Search the listing for "components" and copy every line where it appears.

Extracted information –
——————
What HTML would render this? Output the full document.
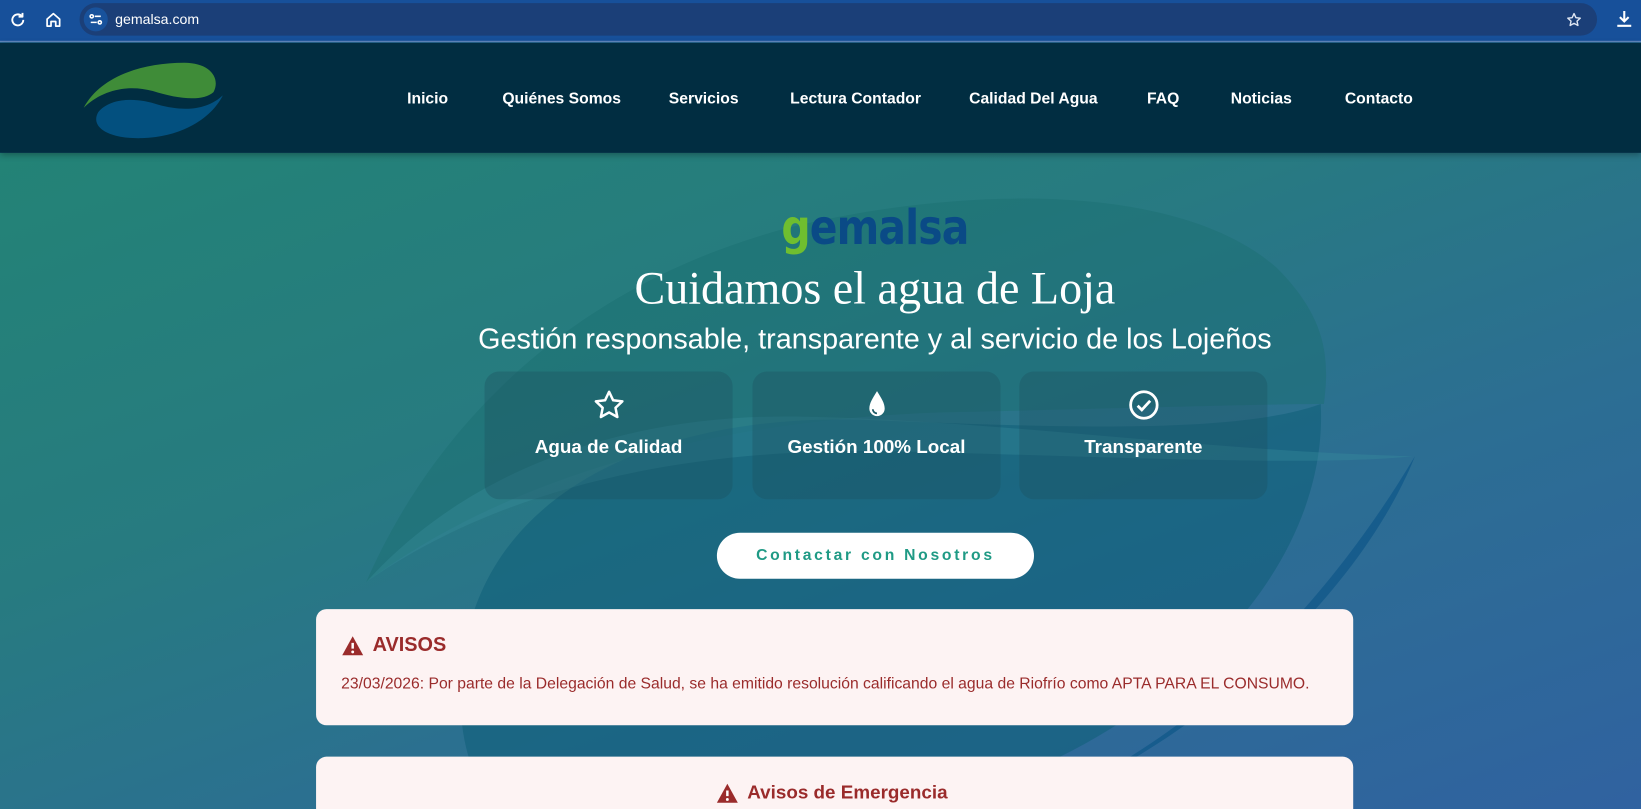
<!DOCTYPE html>
<html><head><meta charset="utf-8">
<style>
*{margin:0;padding:0;box-sizing:border-box}
html,body{width:1641px;height:809px;overflow:hidden}
body{font-family:"Liberation Sans",sans-serif;background:#2b6a95}
.wrap{position:absolute;left:0;top:0;width:1568px;height:773px;transform:scale(1.04656);transform-origin:0 0;overflow:hidden}
.chrome{position:absolute;left:0;top:0;width:1568px;height:40px;background:#17509a;border-bottom:1px solid #6a8fc4}
.url{position:absolute;left:76px;top:3px;width:1450px;height:31px;border-radius:16px;background:#1b3f78}
.url .tune{position:absolute;left:4px;top:4px;width:23px;height:23px;border-radius:12px;background:#18529c}
.url span{position:absolute;left:34px;top:8px;color:#fff;font-size:13.5px}
.nav{position:absolute;left:0;top:41px;width:1568px;height:105px;background:#012d41;box-shadow:0 2px 6px rgba(0,0,0,.3);z-index:3}
.nav a{position:absolute;top:45px;color:#fff;font-weight:bold;font-size:15px;text-decoration:none}
.hero{position:absolute;left:0;top:146px;width:1568px;height:627px;overflow:hidden;background:linear-gradient(160deg,#238376 0%,#277b80 35%,#2c6e93 65%,#3062a0 100%)}
.wm{position:absolute;left:0;top:0}
.brand{position:absolute;left:104px;width:1464px;top:44px;text-align:center;font-size:46px;font-weight:bold;letter-spacing:-1px;font-family:"DejaVu Sans",sans-serif;transform:scaleX(.85)}
h1{position:absolute;left:104px;width:1464px;top:104px;text-align:center;color:#fff;font-family:"Liberation Serif",serif;font-weight:normal;font-size:44px}
h2{position:absolute;left:104px;width:1464px;top:162px;text-align:center;color:#fff;font-weight:normal;font-size:27.5px}
.card{position:absolute;top:209px;width:237px;height:122px;border-radius:14px;background:rgba(30,80,95,.35);text-align:center;color:#fff;font-size:18px;font-weight:bold}
.card svg{position:absolute;left:103px;top:16px}
.card div{position:absolute;left:0;width:100%;top:62px}
.btn{position:absolute;left:685px;top:363px;width:303px;height:44px;border-radius:22px;background:#fff;color:#1f9a85;font-weight:bold;font-size:15px;letter-spacing:2.6px;text-align:center;line-height:44px}
.box{position:absolute;left:302px;width:991px;background:#fdf3f3;border-radius:10px;color:#9a2b2b}
.box h3{font-size:19px;font-weight:bold;position:absolute;left:24px;top:24px;display:flex;align-items:center;gap:8px}
.box p{position:absolute;left:24px;top:63px;font-size:15px;white-space:nowrap}
</style></head><body>
<div class="wrap">
<div class="chrome">
  <svg style="position:absolute;left:8px;top:10px" width="18" height="18" viewBox="0 0 24 24" fill="none" stroke="#fff" stroke-width="2.4"><path d="M19 12a7 7 0 1 1-2.1-5"/><path d="M18 3v5h-5" stroke-linejoin="round"/></svg>
  <svg style="position:absolute;left:42px;top:10px" width="18" height="18" viewBox="0 0 24 24" fill="none" stroke="#fff" stroke-width="2.2"><path d="M4 11l8-7 8 7v9h-5v-6h-6v6H4z" stroke-linejoin="round"/></svg>
  <div class="url"><div class="tune"><svg width="23" height="23" viewBox="0 0 24 24" stroke="#fff" stroke-width="1.6" fill="none"><circle cx="8" cy="9" r="1.6"/><path d="M11 9h6M7 15h6"/><circle cx="16" cy="15" r="1.6"/></svg></div><span>gemalsa.com</span>
  <svg style="position:absolute;right:14px;top:8px" width="16" height="16" viewBox="0 0 24 24" fill="none" stroke="#dfe6f2" stroke-width="2"><path d="M12 3l2.7 5.8 6.3.7-4.7 4.3 1.3 6.2L12 16.9 6.4 20l1.3-6.2L3 9.5l6.3-.7z" stroke-linejoin="round"/></svg></div>
  <svg style="position:absolute;left:1542px;top:8px" width="20" height="20" viewBox="0 0 24 24" fill="none" stroke="#fff" stroke-width="2.4"><path d="M12 3v11M7 10l5 5 5-5M4 20h16"/></svg>
</div>
<div class="nav">
  <svg style="position:absolute;left:76px;top:14px" width="140" height="80" viewBox="0 0 140 80">
    <path d="M4 48 C20 18 60 5 100 5 C125 5 135 20 128 33 C118 42 95 40 70 32 C45 25 20 32 4 48Z" fill="#3f8c38"/>
    <path d="M137 36 C125 60 95 76 60 77 C25 78 10 65 18 52 C30 38 55 38 75 45 C100 52 122 50 137 36Z" fill="#03507f"/>
  </svg>
  <a style="left:389px">Inicio</a><a style="left:480px">Quiénes Somos</a><a style="left:639px">Servicios</a><a style="left:755px">Lectura Contador</a><a style="left:926px">Calidad Del Agua</a><a style="left:1096px">FAQ</a><a style="left:1176px">Noticias</a><a style="left:1285px">Contacto</a>
</div>
<div class="hero">
  <svg class="wm" width="1568" height="627" viewBox="0 0 1568 627">
    <path d="M350 410 C420 250 560 120 760 70 C930 30 1130 30 1220 110 C1270 160 1270 200 1265 240 C1200 240 1050 245 900 248 C700 255 500 300 350 410Z" fill="#1a6f72" opacity=".45"/>
    <path d="M440 520 C440 330 620 250 820 255 C1000 262 1180 270 1262 240 C1270 400 1120 540 960 600 C800 663 620 680 520 663 C470 640 440 590 440 520Z" fill="#0f5f78" opacity=".55"/>
    <path d="M350 410 C450 300 600 250 760 252 C950 255 1150 285 1350 290 C1250 300 1050 290 850 285 C650 282 480 320 350 410Z" fill="#3a8f9f" opacity=".35"/>
    <path d="M1352 290 C1300 420 1150 560 1000 620 C1130 560 1250 460 1352 290Z" fill="#11598a" opacity=".8"/>
  </svg>
  <div class="brand"><span style="color:#6fbe2f">g</span><span style="color:#0a4a86">emalsa</span></div>
  <h1>Cuidamos el agua de Loja</h1>
  <h2>Gestión responsable, transparente y al servicio de los Lojeños</h2>
  <div class="card" style="left:463px"><svg width="32" height="32" viewBox="0 0 24 24" fill="none" stroke="#fff" stroke-width="1.8"><path d="M12 2.5l2.9 6.1 6.6.8-4.9 4.6 1.3 6.6L12 17.3 6.1 20.6l1.3-6.6L2.5 9.4l6.6-.8z" stroke-linejoin="round"/></svg><div>Agua de Calidad</div></div>
  <div class="card" style="left:719px"><svg width="32" height="32" viewBox="0 0 24 24"><path d="M12 2C9 7 6.5 10.5 6.5 14.5a5.5 5.5 0 0 0 11 0C17.5 10.5 15 7 12 2z" fill="#fff"/><path d="M9 15a3 3 0 0 0 3 3" stroke="#1e5a66" stroke-width="1.3" fill="none"/></svg><div>Gestión 100% Local</div></div>
  <div class="card" style="left:974px"><svg width="32" height="32" viewBox="0 0 24 24" fill="none" stroke="#fff" stroke-width="2"><circle cx="12" cy="12" r="9.5"/><path d="M7.5 12.5l3 3 6-6.5"/></svg><div>Transparente</div></div>
  <div class="btn">Contactar con Nosotros</div>
  <div class="box" style="top:436px;height:111px"><h3><svg width="22" height="20" viewBox="0 0 24 22"><path d="M12 1L23 21H1z" fill="#9a2b2b"/><path d="M12 8v6" stroke="#fff" stroke-width="2.6"/><circle cx="12" cy="17.5" r="1.5" fill="#fff"/></svg>AVISOS</h3><p>23/03/2026: Por parte de la Delegación de Salud, se ha emitido resolución calificando el agua de Riofrío como APTA PARA EL CONSUMO.</p></div>
  <div class="box" style="top:577px;height:100px"><h3 style="left:382px;top:24px;font-size:18px"><svg width="22" height="20" viewBox="0 0 24 22"><path d="M12 1L23 21H1z" fill="#9a2b2b"/><path d="M12 8v6" stroke="#fff" stroke-width="2.6"/><circle cx="12" cy="17.5" r="1.5" fill="#fff"/></svg>Avisos de Emergencia</h3></div>
</div>
</div>
</body></html>
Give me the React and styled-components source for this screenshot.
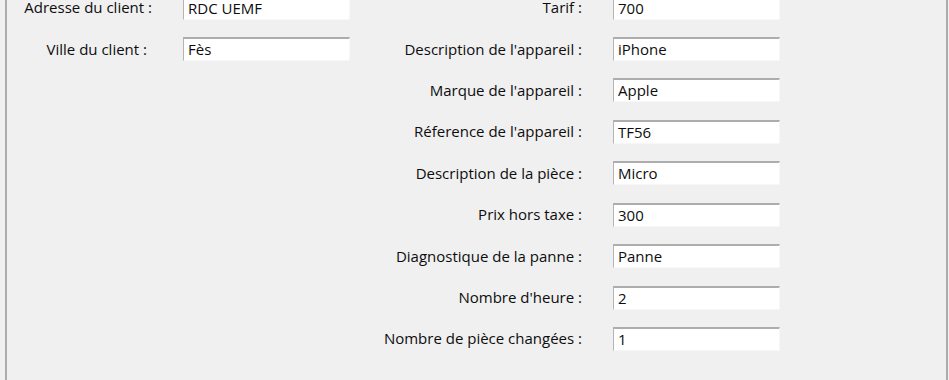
import React from "react";
import styled, { createGlobalStyle } from "styled-components";

const Global = createGlobalStyle`
  html, body { margin: 0; padding: 0; background: #f0f0f0; }
  body { font-family: "Open Sans", "Noto Sans", sans-serif; }
`;

const Page = styled.div`
  width: 949px;
  height: 380px;
  overflow: hidden;
  background: #f0f0f0;
`;

const Frame = styled.div`
  margin-left: 5px;
  width: 943px;
  height: 400px;
  box-sizing: border-box;
  border-left: 2px solid #acacac;
  border-right: 2px solid #acacac;
  margin-top: -4.4px;
`;

const Form = styled.div`
  display: grid;
  grid-template-columns: 145px 167px 201px 167px;
  grid-auto-rows: 24px;
  column-gap: 31px;
  row-gap: 17.43px;
`;

const Label = styled.div`
  grid-column: ${(p) => p.$col};
  grid-row: ${(p) => p.$row};
  display: flex;
  align-items: center;
  justify-content: flex-end;
  padding-right: ${(p) => p.$trail || 0}px;
  font-size: 15px;
  line-height: 15px;
  color: #0d0d0d;
  white-space: nowrap;
`;

const Field = styled.div`
  grid-column: ${(p) => p.$col};
  grid-row: ${(p) => p.$row};
  box-sizing: border-box;
  background: #fff;
  border-top: 2px solid #adadad;
  border-left: 1px solid #b4b4b4;
  border-right: 1px solid #f7f7f7;
  border-bottom: 1px solid #f7f7f7;
  padding-left: 4px;
  display: flex;
  align-items: center;
  font-size: 15px;
  line-height: 15px;
  color: #0d0d0d;
  white-space: nowrap;
  overflow: hidden;
`;

const left = [
  { label: "Adresse du client :", value: "RDC UEMF", trail: 0 },
  { label: "Ville du client :", value: "Fès", trail: 5 },
];

const right = [
  { label: "Tarif :", value: "700" },
  { label: "Description de l'appareil :", value: "iPhone" },
  { label: "Marque de l'appareil :", value: "Apple" },
  { label: "Réference de l'appareil :", value: "TF56" },
  { label: "Description de la pièce :", value: "Micro" },
  { label: "Prix hors taxe :", value: "300" },
  { label: "Diagnostique de la panne :", value: "Panne" },
  { label: "Nombre d'heure :", value: "2" },
  { label: "Nombre de pièce changées :", value: "1" },
];

export default function App() {
  return (
    <Page>
      <Global />
      <Frame>
        <Form>
          {left.map((r, i) => (
            <React.Fragment key={"l" + i}>
              <Label $col={1} $row={i + 1} $trail={r.trail}>{r.label}</Label>
              <Field $col={2} $row={i + 1}>{r.value}</Field>
            </React.Fragment>
          ))}
          {right.map((r, i) => (
            <React.Fragment key={"r" + i}>
              <Label $col={3} $row={i + 1}>{r.label}</Label>
              <Field $col={4} $row={i + 1}>{r.value}</Field>
            </React.Fragment>
          ))}
        </Form>
      </Frame>
    </Page>
  );
}
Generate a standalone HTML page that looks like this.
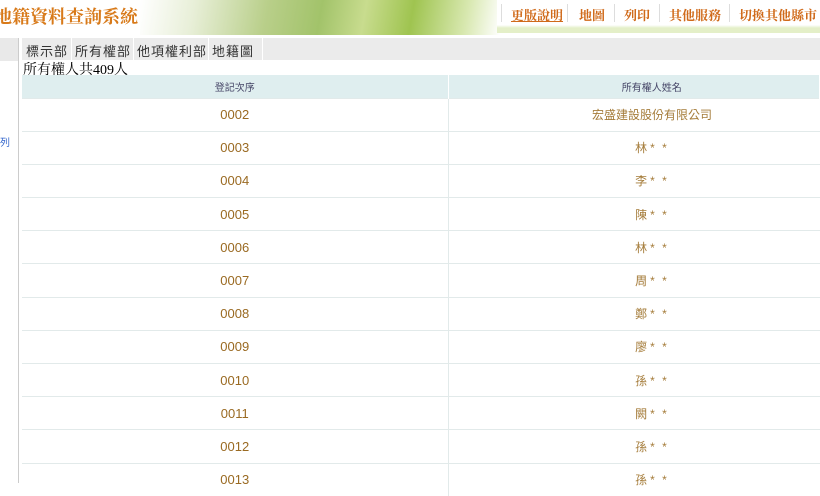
——————
Output for this task –
Give me the React and styled-components source for this screenshot.
import styled, { createGlobalStyle } from "styled-components";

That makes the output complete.